Bonnie also transcribed the crowd sourced comments from the audience. There were 17 responses which I grouped as follows:

Group N* Example
Local to global 3
  • Global users of social media for policy makers, youth, adults to exchange information and decision making
Collaboration 3
  • Easier and or free access for learners to social media, deliberate collaboration – partnering researchers and community
Access 6
  • A smart phone will cost less than $10.00 and access to Internet will be more readily available – then only it will be an inclusive way of sharing information and knowledge
Norming 6
  • Will be the way of doing “business” throughout the province by connecting business/industry/education/communities
Critical thinking 2
  • If we don’t start thinking critically about social media, the future of knowledge mobilization is not very promising – research will get “translated” into superficial messaged and become useless in making a difference in real life situations
  • The policy-making half of the KMb equation needs to work on utilizing the knowledge

*some of the 17 comments were in more than one group

Norming is the increased use of social media as a standard tool of doing business. Access is concerned with ensuring there is equitable access to social media and other web based tools. I like that these two were more commonly cited than the others.  Norming is important as we are seeing a rise in the use of a variety of social media; although we have a tough time evaluating the impact and we need to think critically about our use of social media and not just jump on the latest social media bandwagon. For our critical thinking on social media in knowledge mobilization take a look at a book chapter that we published last summer. Access is also clearly an important element for a literacy audience where computer literacy and lack of literacy skills can be a barrier to use of some on line content. We need to ensure that there is not a digital divide between different knowledge mobilization stakeholders whether this is learner/teacher partners, North/South partners or community/university partners.

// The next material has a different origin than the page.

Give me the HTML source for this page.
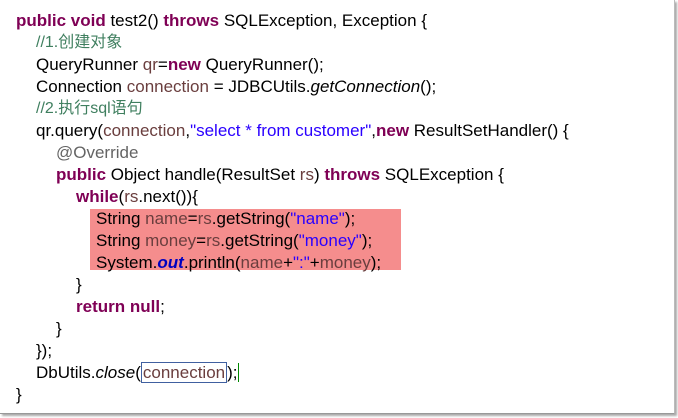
<!DOCTYPE html>
<html><head><meta charset="utf-8"><style>
body{margin:0;width:678px;height:418px;background:#fff;overflow:hidden;position:relative}
.panel{position:absolute;left:0;top:0;width:674px;height:413px;background:#fff;border-right:1px solid #bbb;border-bottom:1px solid #999;box-shadow:2px 2px 2px #aaa}
.l{position:absolute;left:0;height:22px;line-height:22px;white-space:pre;font-family:"Liberation Sans","Noto Sans CJK SC",sans-serif;font-size:17px;color:#000}
.k{color:#7f0055;font-weight:bold}.v{color:#6a3e3e}.s{color:#2a00ff}.c{color:#3f7f5f;font-size:16px}.o{color:#0000c0;font-weight:bold;font-style:italic}
.hl{position:absolute;left:90px;top:209px;width:311px;height:61px;background:#f58d8d}
.bx{border:1px solid #4060a0;padding:0 1px}
</style></head><body><div class="panel">
<div class="hl"></div>
<div class="l" style="top:10px;left:16px"><span class="k">public void</span> test2() <span class="k">throws</span> SQLException, Exception {</div>
<div class="l c" style="top:32px;left:36px">//1.创建对象</div>
<div class="l" style="top:54px;left:36px">QueryRunner <span class="v">qr</span>=<span class="k">new</span> QueryRunner();</div>
<div class="l" style="top:76px;left:36px">Connection <span class="v">connection</span> = JDBCUtils.<i>getConnection</i>();</div>
<div class="l c" style="top:98px;left:36px">//2.执行sql语句</div>
<div class="l" style="top:120px;left:36px">qr.query(<span class="v">connection</span>,<span class="s">"select * from customer"</span>,<span class="k">new</span> ResultSetHandler() {</div>
<div class="l" style="top:142px;left:56px;color:#646464">@Override</div>
<div class="l" style="top:164px;left:56px"><span class="k">public</span> Object handle(ResultSet <span class="v">rs</span>) <span class="k">throws</span> SQLException {</div>
<div class="l" style="top:186px;left:76px"><span class="k">while</span>(<span class="v">rs</span>.next()){</div>
<div class="l" style="top:208px;left:96px">String <span class="v">name</span>=<span class="v">rs</span>.getString(<span class="s">"name"</span>);</div>
<div class="l" style="top:230px;left:96px">String <span class="v">money</span>=<span class="v">rs</span>.getString(<span class="s">"money"</span>);</div>
<div class="l" style="top:252px;left:96px">System.<span class="o">out</span>.println(<span class="v">name</span>+<span class="s">":"</span>+<span class="v">money</span>);</div>
<div class="l" style="top:274px;left:76px">}</div>
<div class="l" style="top:296px;left:76px"><span class="k">return null</span>;</div>
<div class="l" style="top:318px;left:56px">}</div>
<div class="l" style="top:340px;left:36px">});</div>
<div class="l" style="top:362px;left:36px">DbUtils.<i>close</i>(<span class="v bx">connection</span>);<span style="border-left:1px solid #080"></span></div>
<div class="l" style="top:384px;left:16px">}</div>
</div></body></html>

There are many benefits to including crowdsourcing in your presentations as mentioned above but it also can be risky as you need to be able to range far and wide beyond the boundaries of your planned speech or presentation. You need to be able to pull up factoids from the literature or from your practice or the practice of others to be able to provide meaningful commentary on the submissions. You also need to be able to lob the question comfortably back to the audience as I did with one access comment about literacy as a barrier. The audience knew way more about that than I did and I was pleased to moderate a lively discussion on that topic by various members of the audience. Access as a topic for the 2013 SaskLit conference, perhaps?

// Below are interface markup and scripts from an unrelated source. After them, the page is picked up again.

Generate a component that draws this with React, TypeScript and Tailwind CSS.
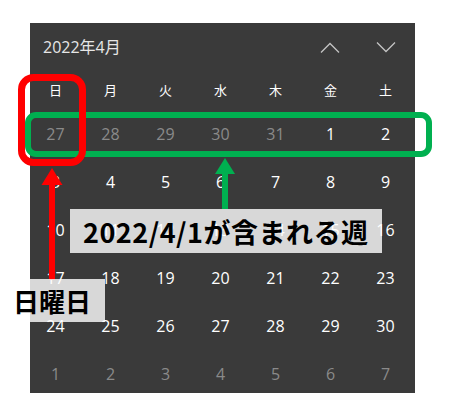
const weekdays = ['日', '月', '火', '水', '木', '金', '土'];

const weeks: { d: number; dim?: boolean }[][] = [
  [{ d: 27, dim: true }, { d: 28, dim: true }, { d: 29, dim: true }, { d: 30, dim: true }, { d: 31, dim: true }, { d: 1 }, { d: 2 }],
  [{ d: 3 }, { d: 4 }, { d: 5 }, { d: 6 }, { d: 7 }, { d: 8 }, { d: 9 }],
  [{ d: 10 }, { d: 11 }, { d: 12 }, { d: 13 }, { d: 14 }, { d: 15 }, { d: 16 }],
  [{ d: 17 }, { d: 18 }, { d: 19 }, { d: 20 }, { d: 21 }, { d: 22 }, { d: 23 }],
  [{ d: 24 }, { d: 25 }, { d: 26 }, { d: 27 }, { d: 28 }, { d: 29 }, { d: 30 }],
  [{ d: 1, dim: true }, { d: 2, dim: true }, { d: 3, dim: true }, { d: 4, dim: true }, { d: 5, dim: true }, { d: 6, dim: true }, { d: 7, dim: true }],
];

const Chevron = ({ up }: { up?: boolean }) => (
  <svg width="20" height="11" viewBox="0 0 20 11" fill="none">
    <path
      d={up ? 'M1 10.5L10 1.5L19 10.5' : 'M1 0.5L10 9.5L19 0.5'}
      stroke="#c4c4c4"
      strokeWidth="1.3"
    />
  </svg>
);

const Calendar = () => (
  <div className="w-[385px] h-[370px] bg-[#3a3a3a] overflow-hidden font-['Open_Sans','Noto_Sans_CJK_JP',sans-serif]">
    <div className="h-[48px] flex items-center justify-between pl-[13px] pr-[19px]">
      <p className="text-[16px] text-[#e6e6e6] leading-none">2022年4月</p>
      <div className="flex items-center gap-[36px]">
        <Chevron up />
        <Chevron />
      </div>
    </div>
    <div className="-ml-0.5 grid grid-cols-[repeat(7,55px)] h-[39px] items-center">
      {weekdays.map((w) => (
        <span key={w} className="text-center text-[13px] text-white">
          {w}
        </span>
      ))}
    </div>
    {weeks.map((week, i) => (
      <div key={i} className="-ml-0.5 grid grid-cols-[repeat(7,55px)] h-[48px] items-center">
        {week.map((c, j) => (
          <span
            key={j}
            className={`text-center text-[16px] ${c.dim ? 'text-[#8a8a8a]' : 'text-white'}`}
          >
            {c.d}
          </span>
        ))}
      </div>
    ))}
  </div>
);

const Annotations = () => (
  <svg className="absolute inset-0 pointer-events-none" width="451" height="419" viewBox="0 0 451 419">
    <rect x="28" y="115" width="401" height="39" rx="8" fill="none" stroke="#00b050" strokeWidth="6" />
    <rect x="21.5" y="77.5" width="61" height="85" rx="12" fill="none" stroke="#ff0000" strokeWidth="7" />
    <path d="M52 168L62.5 185H41.5Z" fill="#ff0000" />
    <rect x="49" y="184" width="6" height="96" fill="#ff0000" />
    <path d="M225 158L235 174H215Z" fill="#00b050" />
    <rect x="222" y="173" width="6" height="36" fill="#00b050" />
  </svg>
);

export default function App() {
  return (
    <div className="relative w-[451px] h-[419px] bg-white overflow-hidden">
      <div className="pt-[23px] pl-[30px]">
        <Calendar />
      </div>
      <Annotations />
      <div className="absolute left-[70px] top-[209px] w-[312px] h-[44px] bg-white/80 flex items-center pl-[13px]">
        <span className="text-[27px] tracking-[0.5px] font-bold text-black leading-none font-['Noto_Sans_CJK_JP',sans-serif]">
          2022/4/1が含まれる週
        </span>
      </div>
      <div className="absolute left-0 top-[279px] w-[105px] h-[43px] bg-white/80 flex items-center pl-[13px]">
        <span className="text-[26px] font-bold text-black leading-none font-['Noto_Sans_CJK_JP',sans-serif]">
          日曜日
        </span>
      </div>
    </div>
  );
}
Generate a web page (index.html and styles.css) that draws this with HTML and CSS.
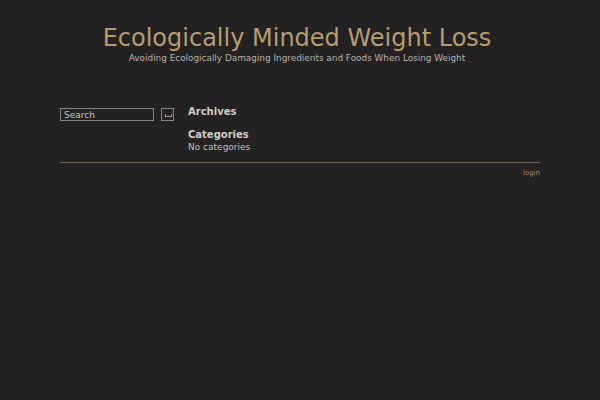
FILE: index.html
```html
<!DOCTYPE html>
<html>
<head>
<meta charset="utf-8">
<link rel="stylesheet" href="styles.css">
</head>
<body>
<div class="page">
  <header class="header">
    <h1 class="title">Ecologically Minded Weight Loss</h1>
    <p class="tagline">Avoiding Ecologically Damaging Ingredients and Foods When Losing Weight</p>
  </header>
  <div class="main">
    <div class="search">
      <input class="search-input" type="text" value="Search">
      <button class="search-btn"><span class="btn-glyph"></span></button>
    </div>
    <div class="widgets">
      <h2 class="widget-title">Archives</h2>
      <h2 class="widget-title cat">Categories</h2>
      <p class="widget-text">No categories</p>
    </div>
  </div>
  <footer class="footer">
    <a class="login">login</a>
  </footer>
</div>
</body>
</html>
```

FILE: styles.css
```css
html, body {
  margin: 0;
  padding: 0;
  background: #232122;
  font-family: "DejaVu Sans", sans-serif;
}
.page {
  width: 480px;
  margin: 0 auto;
}
.header {
  text-align: center;
  padding-top: 24px;
  padding-right: 6px;
}
.title {
  margin: 0;
  font-weight: normal;
  font-size: 24px;
  line-height: 28px;
  color: #b59e6e;
}
.tagline {
  margin: 0;
  font-size: 8.9px;
  line-height: 12px;
  color: #b8b3a8;
}
.main {
  display: flex;
  margin-top: 42px;
  padding-bottom: 9px;
  border-bottom: 1px solid #6e6548;
}
.search {
  display: flex;
  align-items: flex-start;
  gap: 7px;
  width: 128px;
  padding-top: 2px;
}
.search-input {
  box-sizing: border-box;
  width: 94px;
  height: 13px;
  margin: 0;
  padding: 0 3px;
  background: #232122;
  border: 1px solid #8a8780;
  color: #c6c2b9;
  font-family: "DejaVu Sans", sans-serif;
  font-size: 9px;
  line-height: 11px;
}
.search-btn {
  box-sizing: border-box;
  width: 13px;
  height: 13px;
  margin: 0;
  padding: 0;
  background: #232122;
  border: 1px solid #8a8780;
  position: relative;
}
.btn-glyph {
  position: absolute;
  left: 3px;
  bottom: 3px;
  width: 5px;
  height: 2px;
  border: 1px solid #9a968e;
  border-top: none;
}
.widgets {
  display: flex;
  flex-direction: column;
}
.widget-title {
  margin: 0;
  font-size: 10px;
  line-height: 12px;
  font-weight: bold;
  color: #d2cec6;
}
.widget-title.cat {
  margin-top: 11px;
}
.widget-text {
  margin: 0;
  font-size: 9px;
  line-height: 12px;
  color: #c6c2b9;
}
.footer {
  display: flex;
  justify-content: flex-end;
  padding-top: 5px;
}
.login {
  font-size: 7px;
  line-height: 10px;
  color: #a08c66;
}
```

And then there are the fun surprises. There was one comment, “I think this conversation is going to see an expansion of knowledge mobilization. It will be a government department specifically focused on disseminating knowledge based on research”. Now there’s a utopian view of the future of knowledge mobilization!

Crowdsourcing word cloud

One thought on “Crowdsourcing the Future of Knowledge Mobilization / Crowdsourcing, le future de la mobilisation des connaissances

  1. Wow! Such kind words from you, David! I only hope that I live up to the sentiment. Social media is a means of communicating in today’s increasingly networked and digitized world. It is a tool that helps us connect, create, and collaborate with little consideration to the miles that separate us and the silos that bind us. We now have the freedom to connect across the world, create content that is instantly accessible, and collaborate with our mentors and experts in any given field.

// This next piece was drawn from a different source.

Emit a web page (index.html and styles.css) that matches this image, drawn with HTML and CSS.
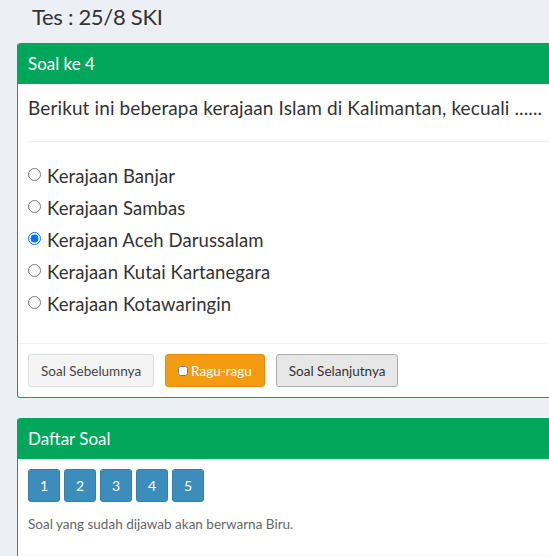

    I first became aware of the power of social media when I began to connect with knitters across the globe. I have a keen interest in historical knitting – knitting based upon the patterns created by our ancestral mothers, sisters, and grandmothers of ancient Norway, Eastonia, Peru, and other culture specific regions of the globe. I connected with experts working in the field of history (even one or two that based their PhD thesis on historical knitting), I could create my own designs by basing them on shared experiences and resources of knitters from the regions that fueled my interests, and I could collaborate with more experienced knitters to help me through my own knitting journey, which was complete with challenges, frustrations, and successes.

    As I worked my day jobs to pay the bills and feed the knitting treasury (yarn costs money, you know), I noticed that social media as a means of connecting was becoming more popular. More and more academics, experts, government representatives, organizations, movers and shakers in the worlds that interested me, and knowledge seekers (like myself) were using social media not only as a means of communicating their own message, but as a means to augment their own learning plans. As a knowledge mobilizer, writer, corporate researcher and communicator, I am always seeking new slants on any topic. I am seek out experts. I create relationships that provide value. I build networks of professionals. I also research a number of topics. What better way to accomplish my goals than to crowdsource my own networks?

    My networks, on Twitter, Facebook, Pinterst and other social media outlets, are filled with accomplished professionals, proven experts and people working within various topics and areas. The knowledge in Twitter stream alone is astounding. I have put a lot of effort forming relationships with these knowledge masters and am appreciative of their willingness to share that knowledge. I learn something new every time I check my feed or pose a question.

    This, I believe, is the true value of social media. It allows us to connect, inspires us to create, and enables collaborations that we may not have thought about before.